++++ Provided data ++++

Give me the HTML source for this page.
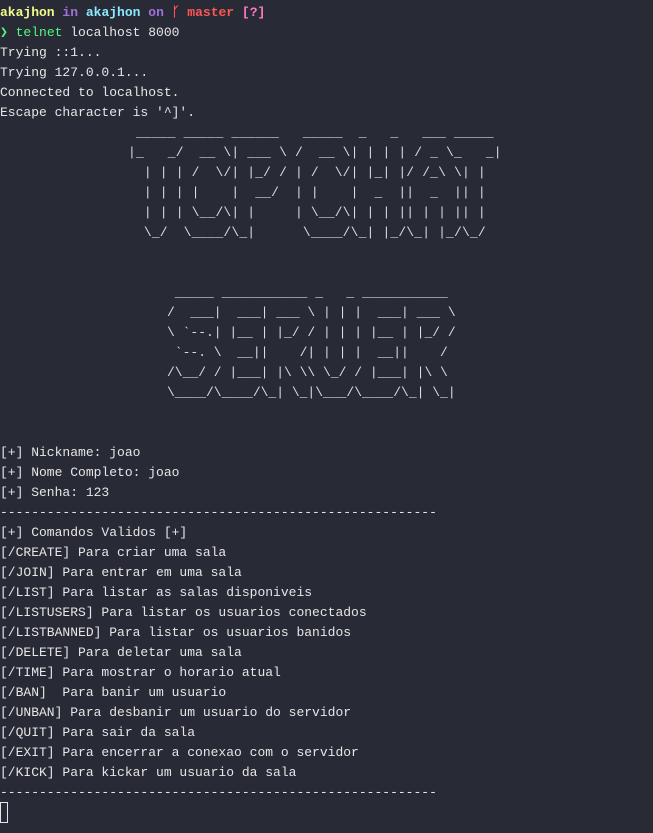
<!DOCTYPE html>
<html><head><meta charset="utf-8">
<style>
html,body{margin:0;padding:0;background:#282a36;}
body{width:653px;height:833px;overflow:hidden;position:relative;
font-family:"Liberation Mono","DejaVu Sans Mono",monospace;font-size:13px;color:#e6e6e6;}
pre{margin:0;font:inherit;line-height:20px;white-space:pre;position:absolute;}
.y{color:#f1fa8c;font-weight:bold}
.p{color:#a070d8;font-weight:bold}
.c{color:#8be9fd;font-weight:bold}
.r{color:#ff5555;font-weight:bold}
.k{color:#ff79c6;font-weight:bold}
.g{color:#50fa7b}
.cur{position:absolute;left:0;top:802px;width:6px;height:19px;border:1px solid #e6e6e6;}
</style></head><body>
<pre style="left:0;top:3px"><span class="y">akajhon</span> <span class="p">in</span> <span class="c">akajhon</span> <span class="p">on</span> <span class="r">ᚴ master</span> <span class="k">[?]</span>
<span class="g">❯ telnet</span> localhost 8000
Trying ::1...
Trying 127.0.0.1...
Connected to localhost.
Escape character is '^]'.</pre>
<pre style="left:128px;top:123px;color:#dcdcdc;letter-spacing:0.15px"> _____ _____ ______   _____  _   _   ___ _____ 
|_   _/  __ \| ___ \ /  __ \| | | | / _ \_   _|
  | | | /  \/| |_/ / | /  \/| |_| |/ /_\ \| |  
  | | | |    |  __/  | |    |  _  ||  _  || |  
  | | | \__/\| |     | \__/\| | | || | | || |  
  \_/  \____/\_|      \____/\_| |_/\_| |_/\_/  </pre>
<pre style="left:167px;top:283px;color:#dcdcdc"> _____ ___________ _   _ ___________ 
/  ___|  ___| ___ \ | | |  ___| ___ \
\ `--.| |__ | |_/ / | | | |__ | |_/ /
 `--. \  __||    /| | | |  __||    / 
/\__/ / |___| |\ \\ \_/ / |___| |\ \ 
\____/\____/\_| \_|\___/\____/\_| \_|</pre>
<pre style="left:0;top:443px">[+] Nickname: joao
[+] Nome Completo: joao
[+] Senha: 123
--------------------------------------------------------
[+] Comandos Validos [+]
[/CREATE] Para criar uma sala
[/JOIN] Para entrar em uma sala
[/LIST] Para listar as salas disponiveis
[/LISTUSERS] Para listar os usuarios conectados
[/LISTBANNED] Para listar os usuarios banidos
[/DELETE] Para deletar uma sala
[/TIME] Para mostrar o horario atual
[/BAN]  Para banir um usuario
[/UNBAN] Para desbanir um usuario do servidor
[/QUIT] Para sair da sala
[/EXIT] Para encerrar a conexao com o servidor
[/KICK] Para kickar um usuario da sala
--------------------------------------------------------</pre>
<div class="cur"></div>
</body></html>
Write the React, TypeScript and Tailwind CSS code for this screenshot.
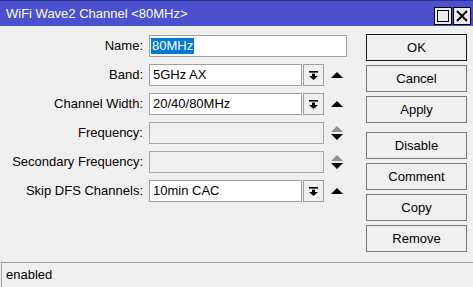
import React from 'react'

const font = { fontFamily: '"Liberation Sans", Arial, sans-serif' }

// 下拉按钮图标
const DropIcon = () => (
  <svg width="9" height="9" viewBox="0 0 9 9">
    <rect x="0" y="0" width="9" height="1.6" fill="#000" />
    <rect x="3" y="2.6" width="3" height="2.6" fill="#000" />
    <polygon points="0,5 9,5 4.5,9" fill="#000" />
  </svg>
)

const UpArrow = ({ color = '#000' }: { color?: string }) => (
  <svg width="12" height="6" viewBox="0 0 12 6">
    <polygon points="0,6 12,6 6,0" fill={color} />
  </svg>
)

const DownArrow = () => (
  <svg width="12" height="6" viewBox="0 0 12 6">
    <polygon points="0,0 12,0 6,6" fill="#000" />
  </svg>
)

const SelectField = ({ value }: { value: string }) => (
  <div className="flex items-center">
    <div className="w-[153px] h-[22px] bg-white border border-[#a0a0a0] flex items-center pl-[3px] text-[13px] text-black">
      {value}
    </div>
    <div className="ml-[1px] w-[21px] h-[22px] bg-[#f0f0f0] border border-[#a0a0a0] flex items-center justify-center">
      <DropIcon />
    </div>
    <div className="ml-[7px] flex items-center">
      <UpArrow />
    </div>
  </div>
)

const DisabledField = () => (
  <div className="flex items-center">
    <div className="w-[175px] h-[22px] bg-[#f0f0f0] border border-[#a8a8a8]" />
    <div className="ml-[7px] flex flex-col gap-[2px]">
      <UpArrow color="#8c918c" />
      <DownArrow />
    </div>
  </div>
)

const labels = ['Name:', 'Band:', 'Channel Width:', 'Frequency:', 'Secondary Frequency:', 'Skip DFS Channels:']

const Btn = ({ children, primary = false, className = '' }: { children: React.ReactNode; primary?: boolean; className?: string }) => (
  <div
    className={
      'w-[101px] h-[27px] flex items-center justify-center text-[13px] text-black bg-[#f0f0f0] border ' +
      (primary ? 'border-[#1a1a1a] ' : 'border-[#7a7a7a] ') +
      className
    }
  >
    {children}
  </div>
)

export default function App() {
  return (
    <div className="w-[473px] h-[287px] bg-[#f0f0f0] flex flex-col overflow-hidden" style={font}>
      {/* 标题栏 */}
      <div className="h-[26px] bg-[#4b50ce] border-t border-[#2c2f8a] flex items-center justify-between pl-[6px] pr-[2px]">
        <span className="text-white text-[13px] leading-none">WiFi Wave2 Channel &lt;80MHz&gt;</span>
        <div className="flex items-center gap-[1px] mt-[5px]">
          <div className="w-[18px] h-[18px] bg-[#ececec] border border-black flex items-center justify-center">
            <div className="w-[12px] h-[12px] border border-black" />
          </div>
          <div className="w-[18px] h-[18px] bg-[#ececec] border border-black flex items-center justify-center">
            <svg width="12" height="12" viewBox="0 0 12 12">
              <path d="M1 1 L11 11 M11 1 L1 11" stroke="#000" strokeWidth="2" />
            </svg>
          </div>
        </div>
      </div>

      {/* 主体 */}
      <div className="flex-1 flex">
        <div className="w-[366px] pt-[9px]">
          <div className="grid grid-cols-[143px_auto] gap-x-[6px] gap-y-[7px] items-center">
            {labels.map((l, i) => (
              <React.Fragment key={l}>
                <div className="text-right text-[13px] text-black h-[22px] leading-[22px] whitespace-nowrap">{l}</div>
                {i === 0 && (
                  <div className="w-[198px] h-[22px] bg-white border border-[#a0a0a0] flex items-center pl-[1px] text-[13px]">
                    <span className="bg-[#0078d7] text-white leading-[16px] px-[1px]">80MHz</span>
                  </div>
                )}
                {i === 1 && <SelectField value="5GHz AX" />}
                {i === 2 && <SelectField value="20/40/80MHz" />}
                {(i === 3 || i === 4) && <DisabledField />}
                {i === 5 && <SelectField value="10min CAC" />}
              </React.Fragment>
            ))}
          </div>
        </div>
        <div className="pt-[8px] flex flex-col gap-[4px]">
          <Btn primary>OK</Btn>
          <Btn>Cancel</Btn>
          <Btn>Apply</Btn>
          <Btn className="mt-[5px]">Disable</Btn>
          <Btn>Comment</Btn>
          <Btn>Copy</Btn>
          <Btn>Remove</Btn>
        </div>
      </div>

      {/* 状态栏 */}
      <div className="h-[25px] border-t border-l border-[#a0a0a0] ml-[1px] flex items-center pl-[4px] text-[13px] text-black">
        enabled
      </div>
    </div>
  )
}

++++

## Task prompt
Write the entries above out in full, exactly, with no images.

## Solution to this problem
Give me the HTML source for this page.
<!DOCTYPE html>
<html><head><meta charset="utf-8">
<style>
html,body{margin:0;padding:0;background:#282a36;}
body{width:653px;height:833px;overflow:hidden;position:relative;
font-family:"Liberation Mono","DejaVu Sans Mono",monospace;font-size:13px;color:#e6e6e6;}
pre{margin:0;font:inherit;line-height:20px;white-space:pre;position:absolute;}
.y{color:#f1fa8c;font-weight:bold}
.p{color:#a070d8;font-weight:bold}
.c{color:#8be9fd;font-weight:bold}
.r{color:#ff5555;font-weight:bold}
.k{color:#ff79c6;font-weight:bold}
.g{color:#50fa7b}
.cur{position:absolute;left:0;top:802px;width:6px;height:19px;border:1px solid #e6e6e6;}
</style></head><body>
<pre style="left:0;top:3px"><span class="y">akajhon</span> <span class="p">in</span> <span class="c">akajhon</span> <span class="p">on</span> <span class="r">ᚴ master</span> <span class="k">[?]</span>
<span class="g">❯ telnet</span> localhost 8000
Trying ::1...
Trying 127.0.0.1...
Connected to localhost.
Escape character is '^]'.</pre>
<pre style="left:128px;top:123px;color:#dcdcdc;letter-spacing:0.15px"> _____ _____ ______   _____  _   _   ___ _____ 
|_   _/  __ \| ___ \ /  __ \| | | | / _ \_   _|
  | | | /  \/| |_/ / | /  \/| |_| |/ /_\ \| |  
  | | | |    |  __/  | |    |  _  ||  _  || |  
  | | | \__/\| |     | \__/\| | | || | | || |  
  \_/  \____/\_|      \____/\_| |_/\_| |_/\_/  </pre>
<pre style="left:167px;top:283px;color:#dcdcdc"> _____ ___________ _   _ ___________ 
/  ___|  ___| ___ \ | | |  ___| ___ \
\ `--.| |__ | |_/ / | | | |__ | |_/ /
 `--. \  __||    /| | | |  __||    / 
/\__/ / |___| |\ \\ \_/ / |___| |\ \ 
\____/\____/\_| \_|\___/\____/\_| \_|</pre>
<pre style="left:0;top:443px">[+] Nickname: joao
[+] Nome Completo: joao
[+] Senha: 123
--------------------------------------------------------
[+] Comandos Validos [+]
[/CREATE] Para criar uma sala
[/JOIN] Para entrar em uma sala
[/LIST] Para listar as salas disponiveis
[/LISTUSERS] Para listar os usuarios conectados
[/LISTBANNED] Para listar os usuarios banidos
[/DELETE] Para deletar uma sala
[/TIME] Para mostrar o horario atual
[/BAN]  Para banir um usuario
[/UNBAN] Para desbanir um usuario do servidor
[/QUIT] Para sair da sala
[/EXIT] Para encerrar a conexao com o servidor
[/KICK] Para kickar um usuario da sala
--------------------------------------------------------</pre>
<div class="cur"></div>
</body></html>
Write the React, TypeScript and Tailwind CSS code for this screenshot.
import React from 'react'

const font = { fontFamily: '"Liberation Sans", Arial, sans-serif' }

// 下拉按钮图标
const DropIcon = () => (
  <svg width="9" height="9" viewBox="0 0 9 9">
    <rect x="0" y="0" width="9" height="1.6" fill="#000" />
    <rect x="3" y="2.6" width="3" height="2.6" fill="#000" />
    <polygon points="0,5 9,5 4.5,9" fill="#000" />
  </svg>
)

const UpArrow = ({ color = '#000' }: { color?: string }) => (
  <svg width="12" height="6" viewBox="0 0 12 6">
    <polygon points="0,6 12,6 6,0" fill={color} />
  </svg>
)

const DownArrow = () => (
  <svg width="12" height="6" viewBox="0 0 12 6">
    <polygon points="0,0 12,0 6,6" fill="#000" />
  </svg>
)

const SelectField = ({ value }: { value: string }) => (
  <div className="flex items-center">
    <div className="w-[153px] h-[22px] bg-white border border-[#a0a0a0] flex items-center pl-[3px] text-[13px] text-black">
      {value}
    </div>
    <div className="ml-[1px] w-[21px] h-[22px] bg-[#f0f0f0] border border-[#a0a0a0] flex items-center justify-center">
      <DropIcon />
    </div>
    <div className="ml-[7px] flex items-center">
      <UpArrow />
    </div>
  </div>
)

const DisabledField = () => (
  <div className="flex items-center">
    <div className="w-[175px] h-[22px] bg-[#f0f0f0] border border-[#a8a8a8]" />
    <div className="ml-[7px] flex flex-col gap-[2px]">
      <UpArrow color="#8c918c" />
      <DownArrow />
    </div>
  </div>
)

const labels = ['Name:', 'Band:', 'Channel Width:', 'Frequency:', 'Secondary Frequency:', 'Skip DFS Channels:']

const Btn = ({ children, primary = false, className = '' }: { children: React.ReactNode; primary?: boolean; className?: string }) => (
  <div
    className={
      'w-[101px] h-[27px] flex items-center justify-center text-[13px] text-black bg-[#f0f0f0] border ' +
      (primary ? 'border-[#1a1a1a] ' : 'border-[#7a7a7a] ') +
      className
    }
  >
    {children}
  </div>
)

export default function App() {
  return (
    <div className="w-[473px] h-[287px] bg-[#f0f0f0] flex flex-col overflow-hidden" style={font}>
      {/* 标题栏 */}
      <div className="h-[26px] bg-[#4b50ce] border-t border-[#2c2f8a] flex items-center justify-between pl-[6px] pr-[2px]">
        <span className="text-white text-[13px] leading-none">WiFi Wave2 Channel &lt;80MHz&gt;</span>
        <div className="flex items-center gap-[1px] mt-[5px]">
          <div className="w-[18px] h-[18px] bg-[#ececec] border border-black flex items-center justify-center">
            <div className="w-[12px] h-[12px] border border-black" />
          </div>
          <div className="w-[18px] h-[18px] bg-[#ececec] border border-black flex items-center justify-center">
            <svg width="12" height="12" viewBox="0 0 12 12">
              <path d="M1 1 L11 11 M11 1 L1 11" stroke="#000" strokeWidth="2" />
            </svg>
          </div>
        </div>
      </div>

      {/* 主体 */}
      <div className="flex-1 flex">
        <div className="w-[366px] pt-[9px]">
          <div className="grid grid-cols-[143px_auto] gap-x-[6px] gap-y-[7px] items-center">
            {labels.map((l, i) => (
              <React.Fragment key={l}>
                <div className="text-right text-[13px] text-black h-[22px] leading-[22px] whitespace-nowrap">{l}</div>
                {i === 0 && (
                  <div className="w-[198px] h-[22px] bg-white border border-[#a0a0a0] flex items-center pl-[1px] text-[13px]">
                    <span className="bg-[#0078d7] text-white leading-[16px] px-[1px]">80MHz</span>
                  </div>
                )}
                {i === 1 && <SelectField value="5GHz AX" />}
                {i === 2 && <SelectField value="20/40/80MHz" />}
                {(i === 3 || i === 4) && <DisabledField />}
                {i === 5 && <SelectField value="10min CAC" />}
              </React.Fragment>
            ))}
          </div>
        </div>
        <div className="pt-[8px] flex flex-col gap-[4px]">
          <Btn primary>OK</Btn>
          <Btn>Cancel</Btn>
          <Btn>Apply</Btn>
          <Btn className="mt-[5px]">Disable</Btn>
          <Btn>Comment</Btn>
          <Btn>Copy</Btn>
          <Btn>Remove</Btn>
        </div>
      </div>

      {/* 状态栏 */}
      <div className="h-[25px] border-t border-l border-[#a0a0a0] ml-[1px] flex items-center pl-[4px] text-[13px] text-black">
        enabled
      </div>
    </div>
  )
}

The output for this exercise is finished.